Printed on: December 24, 2012
Landowners sue over east Idaho refuge
BOISE (AP) -- A lawsuit has been filed against the U.S. Fish and Wildlife Service by seven individuals and corporations seeking to take back thousands of acres that form the core of Grays Lake National Wildlife Refuge in eastern Idaho.
The Idaho Business Review reports in a story published Tuesday that the lawsuit contends the federal government failed to hold up its end of an agreement signed in 1965.
In that contract, landowners conveyed control of about 13,000 acres of Grays Lake to the Wildlife Service for the wildlife refuge. In return, the federal agency agreed to build a watertight dike around the refuge. But the dike was never completed.

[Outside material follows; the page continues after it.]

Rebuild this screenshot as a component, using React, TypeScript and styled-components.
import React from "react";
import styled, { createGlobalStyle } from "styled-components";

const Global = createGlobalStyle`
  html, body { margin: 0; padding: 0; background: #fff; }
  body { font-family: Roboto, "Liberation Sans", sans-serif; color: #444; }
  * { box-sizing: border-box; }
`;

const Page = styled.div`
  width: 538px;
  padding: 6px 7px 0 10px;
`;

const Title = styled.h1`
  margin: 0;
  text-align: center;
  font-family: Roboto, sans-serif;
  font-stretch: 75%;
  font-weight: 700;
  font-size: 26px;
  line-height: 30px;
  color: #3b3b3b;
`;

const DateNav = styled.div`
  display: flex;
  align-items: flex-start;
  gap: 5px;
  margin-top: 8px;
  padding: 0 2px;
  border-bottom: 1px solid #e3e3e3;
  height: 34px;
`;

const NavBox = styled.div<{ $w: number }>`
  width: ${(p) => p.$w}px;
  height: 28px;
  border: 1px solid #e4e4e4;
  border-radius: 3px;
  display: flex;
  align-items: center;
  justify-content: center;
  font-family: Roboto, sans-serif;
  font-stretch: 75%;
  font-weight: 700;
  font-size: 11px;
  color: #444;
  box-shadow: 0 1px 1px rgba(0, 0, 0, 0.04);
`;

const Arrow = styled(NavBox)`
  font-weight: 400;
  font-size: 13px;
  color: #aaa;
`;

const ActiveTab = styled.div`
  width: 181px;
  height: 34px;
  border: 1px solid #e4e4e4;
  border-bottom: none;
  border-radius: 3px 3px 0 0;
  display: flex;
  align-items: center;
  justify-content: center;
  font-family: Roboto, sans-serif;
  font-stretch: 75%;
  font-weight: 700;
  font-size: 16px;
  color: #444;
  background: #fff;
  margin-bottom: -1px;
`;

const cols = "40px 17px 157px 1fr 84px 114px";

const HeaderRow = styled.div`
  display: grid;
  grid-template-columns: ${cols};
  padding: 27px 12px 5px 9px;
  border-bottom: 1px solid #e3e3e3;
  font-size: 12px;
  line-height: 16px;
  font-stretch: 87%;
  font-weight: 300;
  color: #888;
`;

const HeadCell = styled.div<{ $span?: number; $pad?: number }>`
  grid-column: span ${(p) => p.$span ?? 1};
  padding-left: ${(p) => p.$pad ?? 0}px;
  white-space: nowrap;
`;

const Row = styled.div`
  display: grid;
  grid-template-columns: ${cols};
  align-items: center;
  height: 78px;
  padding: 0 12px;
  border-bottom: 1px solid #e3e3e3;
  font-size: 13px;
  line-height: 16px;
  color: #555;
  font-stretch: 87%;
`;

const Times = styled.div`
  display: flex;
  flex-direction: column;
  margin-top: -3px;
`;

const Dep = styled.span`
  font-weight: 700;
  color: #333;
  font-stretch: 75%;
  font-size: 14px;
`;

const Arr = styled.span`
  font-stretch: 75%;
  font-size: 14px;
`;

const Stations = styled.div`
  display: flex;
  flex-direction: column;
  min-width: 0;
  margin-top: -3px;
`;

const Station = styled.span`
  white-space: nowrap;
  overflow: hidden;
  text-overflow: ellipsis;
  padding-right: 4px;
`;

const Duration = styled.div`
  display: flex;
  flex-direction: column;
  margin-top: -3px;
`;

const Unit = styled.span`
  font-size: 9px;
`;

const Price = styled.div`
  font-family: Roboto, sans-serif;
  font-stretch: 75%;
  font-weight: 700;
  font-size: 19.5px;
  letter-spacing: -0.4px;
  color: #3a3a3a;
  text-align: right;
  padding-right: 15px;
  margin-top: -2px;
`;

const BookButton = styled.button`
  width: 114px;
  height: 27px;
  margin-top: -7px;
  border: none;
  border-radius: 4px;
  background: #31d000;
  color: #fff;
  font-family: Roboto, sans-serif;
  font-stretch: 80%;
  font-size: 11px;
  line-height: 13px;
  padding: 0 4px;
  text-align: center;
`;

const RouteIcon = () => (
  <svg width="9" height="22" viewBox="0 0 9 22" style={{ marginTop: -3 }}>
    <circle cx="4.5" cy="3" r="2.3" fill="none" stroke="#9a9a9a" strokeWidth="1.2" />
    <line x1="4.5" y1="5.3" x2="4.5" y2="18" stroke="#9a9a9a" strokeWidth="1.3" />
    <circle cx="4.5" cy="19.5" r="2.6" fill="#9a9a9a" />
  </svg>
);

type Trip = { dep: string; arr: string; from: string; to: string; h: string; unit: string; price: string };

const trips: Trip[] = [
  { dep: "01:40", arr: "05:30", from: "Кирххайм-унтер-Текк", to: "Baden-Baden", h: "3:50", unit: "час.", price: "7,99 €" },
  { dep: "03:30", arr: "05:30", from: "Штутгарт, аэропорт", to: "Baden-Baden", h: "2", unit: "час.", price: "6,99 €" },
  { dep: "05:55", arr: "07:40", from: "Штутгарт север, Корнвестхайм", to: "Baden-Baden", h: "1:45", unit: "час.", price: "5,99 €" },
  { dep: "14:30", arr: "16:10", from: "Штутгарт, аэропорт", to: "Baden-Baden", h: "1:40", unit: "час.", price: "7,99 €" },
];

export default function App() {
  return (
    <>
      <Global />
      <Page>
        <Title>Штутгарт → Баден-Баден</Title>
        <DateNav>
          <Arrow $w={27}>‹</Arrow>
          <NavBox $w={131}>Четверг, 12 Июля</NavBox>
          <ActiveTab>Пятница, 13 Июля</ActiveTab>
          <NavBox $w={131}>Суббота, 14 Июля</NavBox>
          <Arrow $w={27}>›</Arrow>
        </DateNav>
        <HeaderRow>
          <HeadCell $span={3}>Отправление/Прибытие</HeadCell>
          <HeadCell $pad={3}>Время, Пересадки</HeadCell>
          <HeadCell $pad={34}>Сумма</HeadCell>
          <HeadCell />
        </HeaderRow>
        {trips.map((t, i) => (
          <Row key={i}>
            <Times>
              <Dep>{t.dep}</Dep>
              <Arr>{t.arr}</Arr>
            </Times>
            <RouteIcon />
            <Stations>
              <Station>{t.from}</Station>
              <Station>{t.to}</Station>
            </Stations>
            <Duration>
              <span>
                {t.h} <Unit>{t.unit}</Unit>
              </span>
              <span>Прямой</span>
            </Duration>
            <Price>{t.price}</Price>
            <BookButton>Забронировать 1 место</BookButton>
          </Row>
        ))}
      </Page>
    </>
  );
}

"The (U.S Department of the Interior) constructed only a small portion of the dike that served only to exacerbate spring flooding on (landowners' property)," the lawsuit states.
The lawsuit seeks to have the Wildlife Service leave the land and take any buildings or infrastructure with it. The lawsuit also seeks an unspecified amount in damages for the lost cattle feed and crops over the intervening years.
The 19,400-acre refuge, according to the U.S. Fish & Wildlife Service, is the largest hardstem bulrush marsh in North America and is surrounded mostly by wet meadows and grasslands.